L’amiante est toxique, c’est bien connu ; longtemps utilisé comme matériau de construction, il a été à l’origine d’un scandale sanitaire de grande envergure dans les années 1990, quand les pouvoirs publics se sont tardivement décidés à l’interdire, après la mort de dizaines de milliers de personnes des suites d’une exposition à l’amiante. Malgré cela, l’amiante est encore présent dans notre environnement, et notamment dans les canalisations, où il représente peut-être un risque mal connu pour la santé publique.
Ennemi sanitaire n°1
Longtemps utilisé dans le bâtiment pour ses propriétés isolantes et son pouvoir absorbant, l’amiante a été relié à d’innombrables cas de cancers broncho-pulmonaires ou des voies digestives chez des personnes exposées à de fortes concentrations, en premier lieu des ouvriers du bâtiment.
Interdit en France en 1997, il reste encore très présent dans les constructions et les canalisations, malgré les efforts de désamiantages menés par le gouvernement (à l’instar de la colossale rénovation du campus de Jussieu), à tel point que l’Institut national de recherche et sécurité (INRS) rappelle sur son site que « les maladies liées à l’amiante représentent la deuxième cause de maladies professionnelles et la première source en terme de coût ».

Pour autant, le risque de contamination par inhalation est aujourd’hui bien contenu en France. Mais une autre voie d’exposition, moins connue, fait aujourd’hui l’objet des inquiétudes de certains scientifiques : l’exposition par ingestion, notamment via l’eau du robinet. En effet, nombre de canalisations vieillissantes (plus de 30 ans) comportent encore de l’amiante : selon le journal SudOuest, il s’agirait d’environ 4 % du réseau français, soit près de 35 000 kilomètres de tuyaux.
Inconnues scientifiques
Le risque, bien entendu, n’était pas inconnu des scientifiques : il est mentionné par le Centre international de recherche sur le cancer (IARC en anglais) comme mis en évidence par certaines études dès 1976. Mais les preuves collectées par l’organisme sont jugées trop faibles pour qu’il se décide à sonner l’alarme sur le risque d’exposition via l’eau du robinet ; de plus, plusieurs études rigoureuses n’ont pas réussi à trouver de corrélation entre exposition à l’amiante par ingestion et cancers de l’estomac ou du côlon.
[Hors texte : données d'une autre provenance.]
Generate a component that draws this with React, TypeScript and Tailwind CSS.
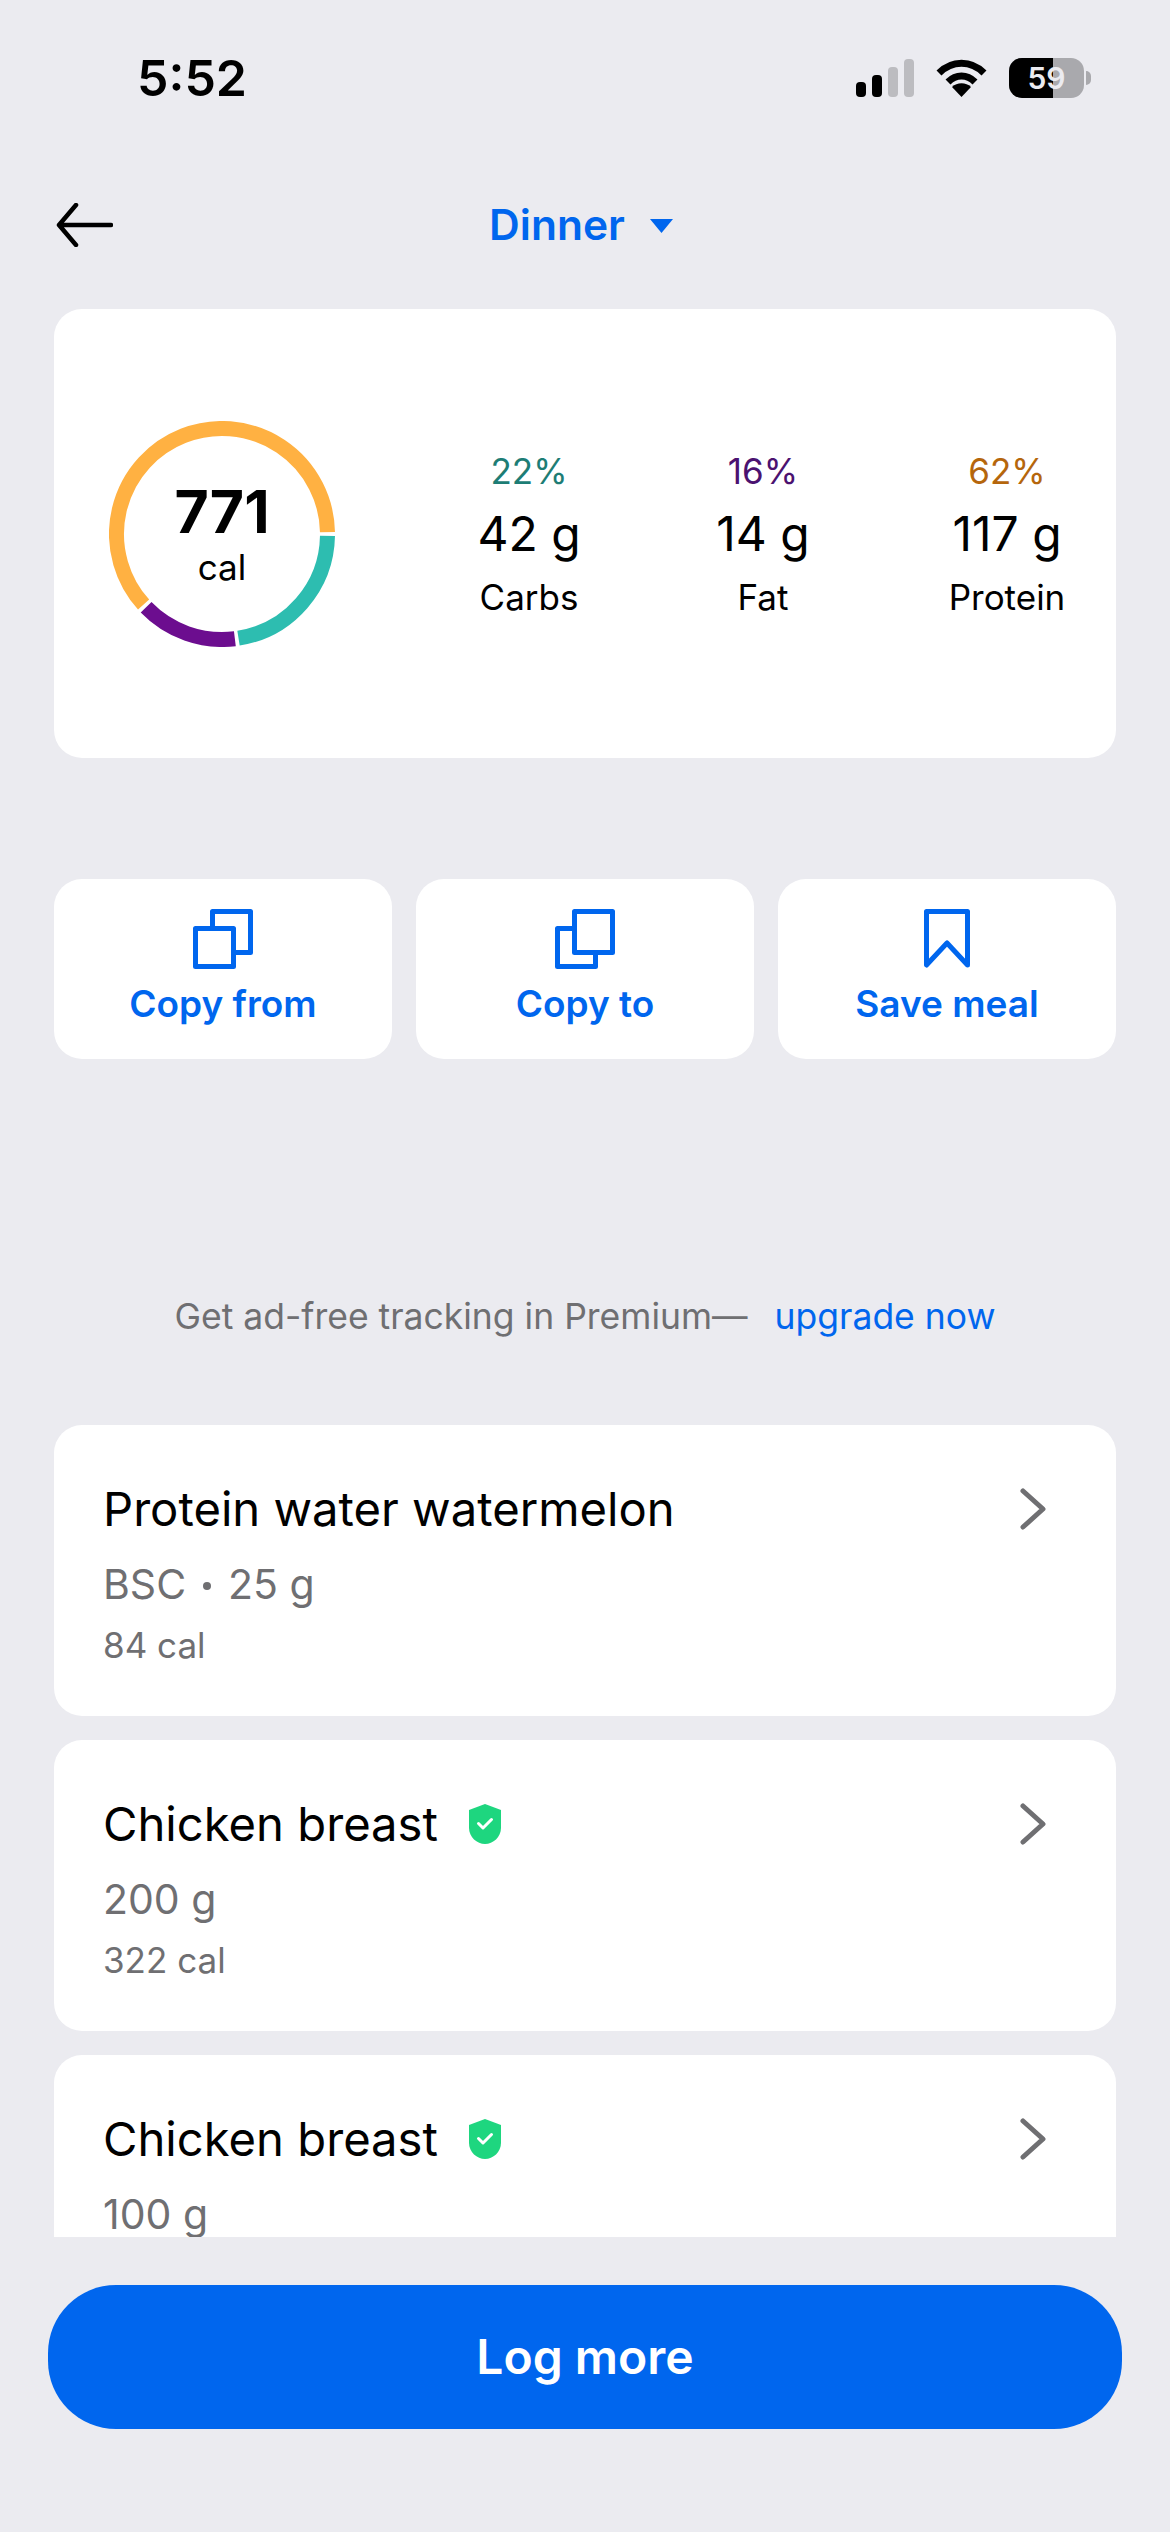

Même son de cloche du côté de l’Organisation mondiale de la santé, qui reconnait « qu’il n’y a pas de preuve solide et convaincante du danger de l’amiante ingéré pour la santé ».
En conséquence, rien n’a été fait pour remplacer les canalisations amiantées. Peut-être que l’étude récente, menée par des scientifiques italiens de l’hôpital de Bisceglie, changera la donne. Selon ces derniers, la présence d’amiante dans l’eau du robinet pourrait (le conditionnel est encore de mise, donc aucune certitude) être lié à l’apparition de cancers du côlon et de l’estomac, ainsi que des cas de mésothéliome. La question est particulièrement critique en Toscane, où des concentrations atteignant les 700 000 fibres d’amiante par litre d’eau ont été relevées par les scientifiques. En guise d’indication, sachez que l’agence américaine de l’environnement, très prudente, a fixé le seuil de danger pour l’homme à 7 millions de fibres par litre, soit juste 10 fois plus.

De mauvais tuyaux
La situation pourrait être similaire en France, sur les portions de canalisations comportant encore de l’amiante ; malheureusement, aucun relevé précis n’existe sur le sujet : « le problème, c’est que les collectivités ne sont bien souvent même pas au courant que leurs adductions en eau potable sont en amiante », observe Pascal Humeau, fondateur de la société Conseil et Formation Amiante, interrogé par SudOuest. « Bien souvent, les dossiers techniques n’ont pas été bien tenus et il existe très peu de traçabilité ».
Deux inconnues restent donc à déterminer avant de s’affoler : tout d’abord la proportion des canalisations françaises comportant encore de l’amiante à un niveau dangereux, puis la concentration dans l’eau à partir de laquelle l’amiante présente un réel risque (un point sur lequel les scientifiques italiens ne s’étendent pas). Par prudence, cependant, il serait bon de moderniser le réseau de canalisations au plus vite : une opération qui pourrait coûter plusieurs milliards d’euros.